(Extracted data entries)

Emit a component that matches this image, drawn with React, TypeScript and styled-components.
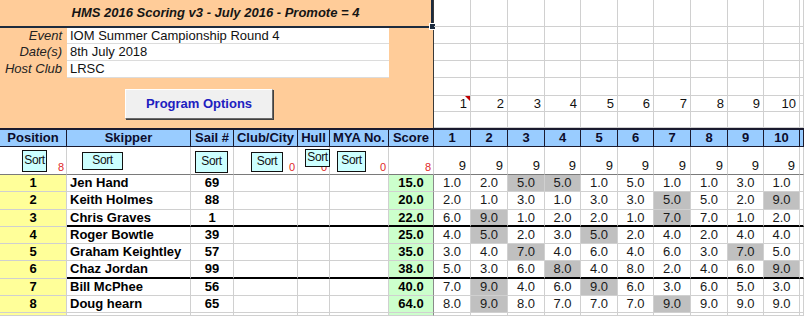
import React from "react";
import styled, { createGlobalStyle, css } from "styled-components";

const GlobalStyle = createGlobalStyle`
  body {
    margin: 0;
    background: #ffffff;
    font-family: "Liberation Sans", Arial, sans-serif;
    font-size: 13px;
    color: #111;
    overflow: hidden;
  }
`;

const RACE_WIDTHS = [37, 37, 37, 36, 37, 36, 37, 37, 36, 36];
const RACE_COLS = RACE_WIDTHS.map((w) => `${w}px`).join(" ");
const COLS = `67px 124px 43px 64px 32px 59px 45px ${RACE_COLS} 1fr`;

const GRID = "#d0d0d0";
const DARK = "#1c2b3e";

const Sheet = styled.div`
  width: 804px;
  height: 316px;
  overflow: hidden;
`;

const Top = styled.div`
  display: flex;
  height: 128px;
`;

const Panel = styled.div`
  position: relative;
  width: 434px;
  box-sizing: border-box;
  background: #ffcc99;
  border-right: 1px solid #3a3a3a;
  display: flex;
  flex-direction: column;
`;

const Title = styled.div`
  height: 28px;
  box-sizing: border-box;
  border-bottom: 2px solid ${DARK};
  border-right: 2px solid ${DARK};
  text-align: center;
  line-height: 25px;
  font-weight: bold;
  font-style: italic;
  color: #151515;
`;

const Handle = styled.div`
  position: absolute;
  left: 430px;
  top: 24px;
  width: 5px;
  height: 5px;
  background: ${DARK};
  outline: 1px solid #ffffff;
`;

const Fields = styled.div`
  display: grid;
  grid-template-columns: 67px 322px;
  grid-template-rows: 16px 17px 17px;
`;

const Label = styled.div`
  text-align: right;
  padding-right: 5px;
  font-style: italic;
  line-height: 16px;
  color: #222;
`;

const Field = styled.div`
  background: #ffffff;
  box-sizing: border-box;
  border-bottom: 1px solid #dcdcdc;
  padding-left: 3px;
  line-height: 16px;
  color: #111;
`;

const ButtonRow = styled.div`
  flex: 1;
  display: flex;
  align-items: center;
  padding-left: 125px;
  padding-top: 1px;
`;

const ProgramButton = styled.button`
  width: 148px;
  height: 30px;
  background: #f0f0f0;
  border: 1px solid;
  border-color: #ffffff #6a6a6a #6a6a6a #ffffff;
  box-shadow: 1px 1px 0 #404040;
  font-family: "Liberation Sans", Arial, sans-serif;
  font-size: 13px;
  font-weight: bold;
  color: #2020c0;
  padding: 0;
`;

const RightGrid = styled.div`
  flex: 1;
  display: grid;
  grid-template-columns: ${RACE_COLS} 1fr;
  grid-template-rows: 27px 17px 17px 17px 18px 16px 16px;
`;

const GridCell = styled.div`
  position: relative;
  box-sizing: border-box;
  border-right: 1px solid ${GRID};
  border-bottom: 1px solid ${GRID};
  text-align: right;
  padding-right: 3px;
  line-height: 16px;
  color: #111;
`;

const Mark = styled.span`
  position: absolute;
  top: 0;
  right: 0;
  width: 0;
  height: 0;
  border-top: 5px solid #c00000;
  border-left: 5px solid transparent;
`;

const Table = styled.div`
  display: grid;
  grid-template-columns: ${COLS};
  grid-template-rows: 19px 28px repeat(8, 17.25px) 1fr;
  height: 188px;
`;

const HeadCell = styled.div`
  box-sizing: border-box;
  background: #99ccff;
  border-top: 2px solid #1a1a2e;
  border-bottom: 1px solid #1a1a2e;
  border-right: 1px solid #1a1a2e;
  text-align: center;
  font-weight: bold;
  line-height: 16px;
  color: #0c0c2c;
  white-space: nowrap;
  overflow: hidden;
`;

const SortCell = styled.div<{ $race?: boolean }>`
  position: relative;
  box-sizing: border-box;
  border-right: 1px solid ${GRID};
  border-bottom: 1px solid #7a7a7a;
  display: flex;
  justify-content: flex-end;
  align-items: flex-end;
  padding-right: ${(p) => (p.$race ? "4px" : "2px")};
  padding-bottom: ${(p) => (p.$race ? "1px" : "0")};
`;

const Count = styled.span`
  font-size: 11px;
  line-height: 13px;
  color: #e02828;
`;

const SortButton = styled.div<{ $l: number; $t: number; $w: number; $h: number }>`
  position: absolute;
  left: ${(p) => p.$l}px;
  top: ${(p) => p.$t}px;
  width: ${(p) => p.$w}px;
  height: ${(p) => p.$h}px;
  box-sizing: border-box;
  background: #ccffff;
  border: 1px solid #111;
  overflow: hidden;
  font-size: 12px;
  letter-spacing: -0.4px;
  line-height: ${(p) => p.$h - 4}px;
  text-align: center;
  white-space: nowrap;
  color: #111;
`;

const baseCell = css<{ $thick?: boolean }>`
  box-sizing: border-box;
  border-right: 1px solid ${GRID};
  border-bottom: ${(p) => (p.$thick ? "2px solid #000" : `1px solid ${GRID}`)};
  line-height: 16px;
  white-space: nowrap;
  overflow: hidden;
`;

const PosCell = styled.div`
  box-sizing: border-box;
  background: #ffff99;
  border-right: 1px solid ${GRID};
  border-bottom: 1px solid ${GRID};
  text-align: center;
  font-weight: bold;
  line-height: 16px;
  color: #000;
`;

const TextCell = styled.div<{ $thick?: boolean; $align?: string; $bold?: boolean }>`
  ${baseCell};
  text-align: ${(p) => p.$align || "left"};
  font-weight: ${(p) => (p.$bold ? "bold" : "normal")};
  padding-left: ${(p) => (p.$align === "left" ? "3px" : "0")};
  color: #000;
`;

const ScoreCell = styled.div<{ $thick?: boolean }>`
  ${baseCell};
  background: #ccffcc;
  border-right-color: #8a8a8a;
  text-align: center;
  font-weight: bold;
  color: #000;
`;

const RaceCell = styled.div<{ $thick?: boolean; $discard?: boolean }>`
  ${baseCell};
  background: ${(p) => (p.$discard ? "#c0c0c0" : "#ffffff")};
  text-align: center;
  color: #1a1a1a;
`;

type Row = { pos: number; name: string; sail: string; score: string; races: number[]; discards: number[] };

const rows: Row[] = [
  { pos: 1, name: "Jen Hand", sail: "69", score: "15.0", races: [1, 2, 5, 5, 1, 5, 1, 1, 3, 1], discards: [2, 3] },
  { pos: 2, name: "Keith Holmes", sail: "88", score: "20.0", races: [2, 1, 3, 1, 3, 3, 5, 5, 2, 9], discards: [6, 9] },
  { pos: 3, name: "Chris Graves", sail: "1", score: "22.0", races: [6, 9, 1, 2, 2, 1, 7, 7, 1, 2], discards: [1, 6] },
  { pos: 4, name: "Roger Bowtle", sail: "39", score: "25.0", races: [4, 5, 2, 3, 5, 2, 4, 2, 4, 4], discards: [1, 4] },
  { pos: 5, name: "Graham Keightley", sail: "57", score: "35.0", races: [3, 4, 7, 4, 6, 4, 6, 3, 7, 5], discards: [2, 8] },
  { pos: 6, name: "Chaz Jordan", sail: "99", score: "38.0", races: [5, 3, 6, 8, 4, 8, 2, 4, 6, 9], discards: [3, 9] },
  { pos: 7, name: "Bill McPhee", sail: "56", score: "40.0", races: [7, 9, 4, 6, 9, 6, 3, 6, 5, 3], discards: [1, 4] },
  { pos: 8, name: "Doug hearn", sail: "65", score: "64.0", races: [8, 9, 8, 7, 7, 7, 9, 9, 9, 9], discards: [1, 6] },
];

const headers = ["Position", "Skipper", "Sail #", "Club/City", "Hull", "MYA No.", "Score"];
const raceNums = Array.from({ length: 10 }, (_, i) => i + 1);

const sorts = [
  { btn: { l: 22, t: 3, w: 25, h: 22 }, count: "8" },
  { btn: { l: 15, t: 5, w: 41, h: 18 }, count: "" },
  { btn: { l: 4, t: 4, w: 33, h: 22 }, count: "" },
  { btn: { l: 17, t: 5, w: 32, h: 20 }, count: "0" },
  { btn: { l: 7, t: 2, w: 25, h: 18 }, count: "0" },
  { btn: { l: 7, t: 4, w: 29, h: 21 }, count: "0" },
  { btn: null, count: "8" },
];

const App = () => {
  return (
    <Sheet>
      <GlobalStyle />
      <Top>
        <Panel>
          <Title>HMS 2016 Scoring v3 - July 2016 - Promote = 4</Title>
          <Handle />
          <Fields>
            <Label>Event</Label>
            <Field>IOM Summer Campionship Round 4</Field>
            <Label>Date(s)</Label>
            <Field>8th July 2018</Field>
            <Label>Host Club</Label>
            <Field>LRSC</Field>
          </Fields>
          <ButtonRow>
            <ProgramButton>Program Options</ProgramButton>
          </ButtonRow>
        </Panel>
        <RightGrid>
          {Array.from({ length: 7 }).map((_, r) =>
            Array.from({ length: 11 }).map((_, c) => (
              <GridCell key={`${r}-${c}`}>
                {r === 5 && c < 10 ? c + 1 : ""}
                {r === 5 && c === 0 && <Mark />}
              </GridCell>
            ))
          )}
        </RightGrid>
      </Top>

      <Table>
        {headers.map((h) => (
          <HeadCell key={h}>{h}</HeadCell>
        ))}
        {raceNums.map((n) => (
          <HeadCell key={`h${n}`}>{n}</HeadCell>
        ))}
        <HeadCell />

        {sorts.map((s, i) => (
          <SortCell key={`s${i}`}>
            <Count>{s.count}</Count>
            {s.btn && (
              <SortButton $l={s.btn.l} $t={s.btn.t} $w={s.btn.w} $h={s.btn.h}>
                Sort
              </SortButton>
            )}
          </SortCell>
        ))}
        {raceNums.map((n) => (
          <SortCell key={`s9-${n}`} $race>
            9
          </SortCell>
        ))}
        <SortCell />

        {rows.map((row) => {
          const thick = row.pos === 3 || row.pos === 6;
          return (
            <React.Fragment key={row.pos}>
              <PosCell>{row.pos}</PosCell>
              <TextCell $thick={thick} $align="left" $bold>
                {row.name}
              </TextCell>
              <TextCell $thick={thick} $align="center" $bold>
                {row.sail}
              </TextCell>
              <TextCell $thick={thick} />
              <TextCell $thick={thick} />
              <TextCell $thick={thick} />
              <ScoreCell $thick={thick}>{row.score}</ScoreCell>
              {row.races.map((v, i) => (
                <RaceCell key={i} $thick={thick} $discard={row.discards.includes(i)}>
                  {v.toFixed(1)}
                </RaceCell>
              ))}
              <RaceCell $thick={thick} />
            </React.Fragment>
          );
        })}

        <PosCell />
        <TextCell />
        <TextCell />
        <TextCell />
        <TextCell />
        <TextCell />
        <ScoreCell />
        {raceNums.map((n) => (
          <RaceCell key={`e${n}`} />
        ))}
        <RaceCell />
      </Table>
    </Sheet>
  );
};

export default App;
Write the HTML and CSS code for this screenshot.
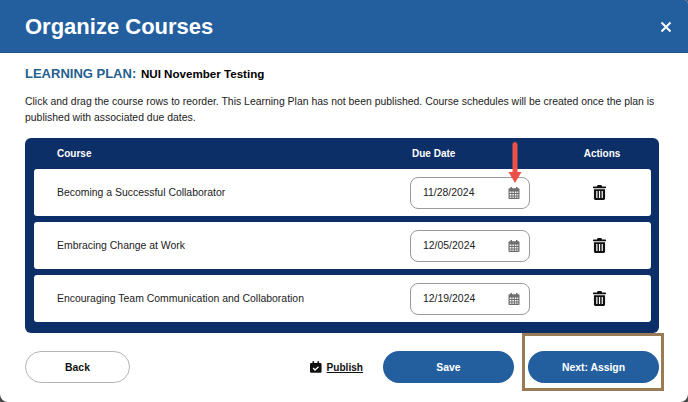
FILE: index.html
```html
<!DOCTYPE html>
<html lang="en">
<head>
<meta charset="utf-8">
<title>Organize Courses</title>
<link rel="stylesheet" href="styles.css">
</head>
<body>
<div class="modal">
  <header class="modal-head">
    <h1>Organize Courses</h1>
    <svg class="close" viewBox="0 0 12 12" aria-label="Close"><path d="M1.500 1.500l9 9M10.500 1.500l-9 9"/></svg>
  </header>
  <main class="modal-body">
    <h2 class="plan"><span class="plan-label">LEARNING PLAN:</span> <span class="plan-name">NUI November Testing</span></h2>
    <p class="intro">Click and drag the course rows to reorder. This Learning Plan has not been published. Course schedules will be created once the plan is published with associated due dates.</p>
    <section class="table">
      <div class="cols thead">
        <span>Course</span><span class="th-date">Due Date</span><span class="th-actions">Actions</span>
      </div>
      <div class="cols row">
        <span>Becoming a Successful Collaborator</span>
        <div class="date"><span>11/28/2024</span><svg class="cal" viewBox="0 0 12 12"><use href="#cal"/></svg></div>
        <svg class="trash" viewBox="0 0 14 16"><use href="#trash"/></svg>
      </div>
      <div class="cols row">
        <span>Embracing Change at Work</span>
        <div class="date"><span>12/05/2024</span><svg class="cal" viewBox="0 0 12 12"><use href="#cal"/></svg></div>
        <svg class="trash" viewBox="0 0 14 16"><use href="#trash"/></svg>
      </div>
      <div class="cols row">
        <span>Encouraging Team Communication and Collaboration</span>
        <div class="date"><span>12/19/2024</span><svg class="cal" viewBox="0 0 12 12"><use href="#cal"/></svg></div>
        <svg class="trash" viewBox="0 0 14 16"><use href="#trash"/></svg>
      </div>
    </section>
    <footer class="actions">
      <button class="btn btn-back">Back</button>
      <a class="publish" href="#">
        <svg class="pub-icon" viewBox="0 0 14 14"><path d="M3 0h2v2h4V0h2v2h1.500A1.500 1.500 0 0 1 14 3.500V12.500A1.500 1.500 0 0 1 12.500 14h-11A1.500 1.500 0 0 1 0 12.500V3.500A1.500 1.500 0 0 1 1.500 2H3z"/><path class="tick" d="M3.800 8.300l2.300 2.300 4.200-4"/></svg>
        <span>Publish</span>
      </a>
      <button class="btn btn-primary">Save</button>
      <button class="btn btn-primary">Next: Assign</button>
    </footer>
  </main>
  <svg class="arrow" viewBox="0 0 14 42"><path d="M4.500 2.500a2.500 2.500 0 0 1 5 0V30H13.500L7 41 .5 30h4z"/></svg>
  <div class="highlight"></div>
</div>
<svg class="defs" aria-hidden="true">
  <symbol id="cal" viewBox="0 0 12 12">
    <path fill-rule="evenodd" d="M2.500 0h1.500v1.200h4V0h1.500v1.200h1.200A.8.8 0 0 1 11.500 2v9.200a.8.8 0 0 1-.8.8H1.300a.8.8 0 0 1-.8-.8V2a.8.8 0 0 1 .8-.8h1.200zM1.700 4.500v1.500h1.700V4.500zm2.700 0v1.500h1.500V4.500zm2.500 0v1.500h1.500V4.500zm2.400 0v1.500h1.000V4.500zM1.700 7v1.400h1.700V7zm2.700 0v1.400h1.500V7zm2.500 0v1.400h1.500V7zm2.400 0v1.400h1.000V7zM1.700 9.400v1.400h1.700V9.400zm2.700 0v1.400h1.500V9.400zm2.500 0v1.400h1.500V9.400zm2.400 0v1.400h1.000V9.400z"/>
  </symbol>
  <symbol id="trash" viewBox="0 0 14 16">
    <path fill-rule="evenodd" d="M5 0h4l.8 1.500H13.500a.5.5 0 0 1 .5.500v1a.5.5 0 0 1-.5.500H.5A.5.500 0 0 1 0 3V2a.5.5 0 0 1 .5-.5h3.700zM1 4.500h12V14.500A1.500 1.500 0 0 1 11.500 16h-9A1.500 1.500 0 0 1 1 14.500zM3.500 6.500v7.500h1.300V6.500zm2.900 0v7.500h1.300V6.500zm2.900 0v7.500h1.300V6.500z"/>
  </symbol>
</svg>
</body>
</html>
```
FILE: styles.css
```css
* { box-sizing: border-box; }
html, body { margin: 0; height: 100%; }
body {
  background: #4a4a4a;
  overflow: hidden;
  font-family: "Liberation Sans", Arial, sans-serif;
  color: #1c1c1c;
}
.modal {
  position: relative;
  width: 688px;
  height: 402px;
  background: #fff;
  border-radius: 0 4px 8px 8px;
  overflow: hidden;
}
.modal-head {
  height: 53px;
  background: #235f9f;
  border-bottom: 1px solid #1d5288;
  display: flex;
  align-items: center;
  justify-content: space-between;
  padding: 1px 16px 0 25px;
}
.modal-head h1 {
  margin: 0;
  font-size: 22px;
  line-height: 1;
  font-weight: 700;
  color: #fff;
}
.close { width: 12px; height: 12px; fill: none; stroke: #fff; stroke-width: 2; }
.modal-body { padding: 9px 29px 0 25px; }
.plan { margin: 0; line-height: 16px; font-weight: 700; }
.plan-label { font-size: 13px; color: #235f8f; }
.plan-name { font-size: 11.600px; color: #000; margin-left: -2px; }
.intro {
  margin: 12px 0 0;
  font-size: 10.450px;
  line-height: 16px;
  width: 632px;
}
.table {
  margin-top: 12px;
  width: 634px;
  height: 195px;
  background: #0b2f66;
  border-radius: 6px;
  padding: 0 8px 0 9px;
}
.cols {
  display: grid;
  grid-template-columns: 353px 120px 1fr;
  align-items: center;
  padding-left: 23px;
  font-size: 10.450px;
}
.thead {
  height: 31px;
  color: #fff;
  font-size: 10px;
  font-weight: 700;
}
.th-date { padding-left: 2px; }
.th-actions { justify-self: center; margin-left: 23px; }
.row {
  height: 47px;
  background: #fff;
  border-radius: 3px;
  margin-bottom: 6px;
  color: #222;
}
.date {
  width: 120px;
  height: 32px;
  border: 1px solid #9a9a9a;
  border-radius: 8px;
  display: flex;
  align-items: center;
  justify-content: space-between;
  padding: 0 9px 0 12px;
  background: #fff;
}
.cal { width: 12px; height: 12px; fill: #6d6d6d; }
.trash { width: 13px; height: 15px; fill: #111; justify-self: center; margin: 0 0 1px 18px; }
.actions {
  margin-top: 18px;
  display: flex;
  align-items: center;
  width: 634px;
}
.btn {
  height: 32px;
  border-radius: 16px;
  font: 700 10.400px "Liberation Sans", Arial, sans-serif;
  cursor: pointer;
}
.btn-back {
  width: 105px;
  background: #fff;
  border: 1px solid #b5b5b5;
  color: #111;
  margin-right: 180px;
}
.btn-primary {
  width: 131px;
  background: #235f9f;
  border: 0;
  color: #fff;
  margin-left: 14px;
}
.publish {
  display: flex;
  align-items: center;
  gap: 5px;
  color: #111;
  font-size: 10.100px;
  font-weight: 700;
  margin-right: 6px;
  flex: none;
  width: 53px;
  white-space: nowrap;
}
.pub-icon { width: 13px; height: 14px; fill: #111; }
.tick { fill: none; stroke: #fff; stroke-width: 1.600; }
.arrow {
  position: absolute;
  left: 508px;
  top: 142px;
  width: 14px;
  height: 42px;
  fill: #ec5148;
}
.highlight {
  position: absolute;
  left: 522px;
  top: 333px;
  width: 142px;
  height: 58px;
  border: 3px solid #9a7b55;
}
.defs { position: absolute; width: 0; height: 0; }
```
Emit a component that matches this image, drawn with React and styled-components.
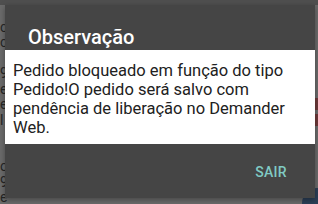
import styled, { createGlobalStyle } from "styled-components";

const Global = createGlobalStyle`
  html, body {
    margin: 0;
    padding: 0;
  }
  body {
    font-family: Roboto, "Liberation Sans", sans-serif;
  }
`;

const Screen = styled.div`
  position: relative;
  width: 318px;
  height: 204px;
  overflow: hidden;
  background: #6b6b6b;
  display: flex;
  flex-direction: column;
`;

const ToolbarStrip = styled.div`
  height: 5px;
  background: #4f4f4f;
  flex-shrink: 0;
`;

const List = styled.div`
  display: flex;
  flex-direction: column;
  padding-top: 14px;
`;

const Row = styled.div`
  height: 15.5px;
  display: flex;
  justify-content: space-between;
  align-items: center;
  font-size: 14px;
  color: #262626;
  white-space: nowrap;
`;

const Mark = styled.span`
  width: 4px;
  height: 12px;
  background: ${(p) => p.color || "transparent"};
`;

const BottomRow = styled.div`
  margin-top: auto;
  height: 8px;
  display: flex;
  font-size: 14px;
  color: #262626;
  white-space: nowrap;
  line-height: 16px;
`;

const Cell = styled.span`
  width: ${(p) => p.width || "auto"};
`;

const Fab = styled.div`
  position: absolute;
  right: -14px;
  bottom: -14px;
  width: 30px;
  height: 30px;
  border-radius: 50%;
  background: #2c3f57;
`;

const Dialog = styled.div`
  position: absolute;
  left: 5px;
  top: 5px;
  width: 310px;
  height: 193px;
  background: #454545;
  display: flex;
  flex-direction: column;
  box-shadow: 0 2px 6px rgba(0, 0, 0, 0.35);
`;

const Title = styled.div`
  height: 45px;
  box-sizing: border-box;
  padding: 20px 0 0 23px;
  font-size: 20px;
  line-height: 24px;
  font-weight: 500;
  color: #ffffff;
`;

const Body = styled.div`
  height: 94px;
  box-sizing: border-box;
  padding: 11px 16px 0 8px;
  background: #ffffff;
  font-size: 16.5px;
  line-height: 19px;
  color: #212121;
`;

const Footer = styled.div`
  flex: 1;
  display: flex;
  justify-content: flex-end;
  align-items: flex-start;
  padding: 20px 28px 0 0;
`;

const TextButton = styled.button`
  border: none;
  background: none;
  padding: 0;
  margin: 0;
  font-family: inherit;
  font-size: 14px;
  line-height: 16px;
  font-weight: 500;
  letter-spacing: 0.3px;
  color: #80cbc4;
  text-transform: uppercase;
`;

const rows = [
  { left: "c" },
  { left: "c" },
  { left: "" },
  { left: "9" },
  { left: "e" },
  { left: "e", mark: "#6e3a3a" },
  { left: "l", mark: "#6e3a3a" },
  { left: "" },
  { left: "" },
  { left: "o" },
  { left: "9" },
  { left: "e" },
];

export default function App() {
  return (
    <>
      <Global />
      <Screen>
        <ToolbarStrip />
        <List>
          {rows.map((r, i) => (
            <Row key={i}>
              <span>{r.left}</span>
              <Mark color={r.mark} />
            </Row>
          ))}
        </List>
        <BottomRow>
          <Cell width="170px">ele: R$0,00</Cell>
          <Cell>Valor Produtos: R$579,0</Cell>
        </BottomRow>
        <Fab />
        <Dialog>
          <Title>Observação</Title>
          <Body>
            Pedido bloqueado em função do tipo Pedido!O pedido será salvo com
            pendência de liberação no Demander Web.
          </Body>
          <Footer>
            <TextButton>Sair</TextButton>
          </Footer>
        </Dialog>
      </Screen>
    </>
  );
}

TASK STATEMENT = Locate all lines in the listing above with the word "image". Copy them.

OUTPUT BELOW =
Emit a component that matches this image, drawn with React, TypeScript and styled-components.
Emit a component that matches this image, drawn with React and styled-components.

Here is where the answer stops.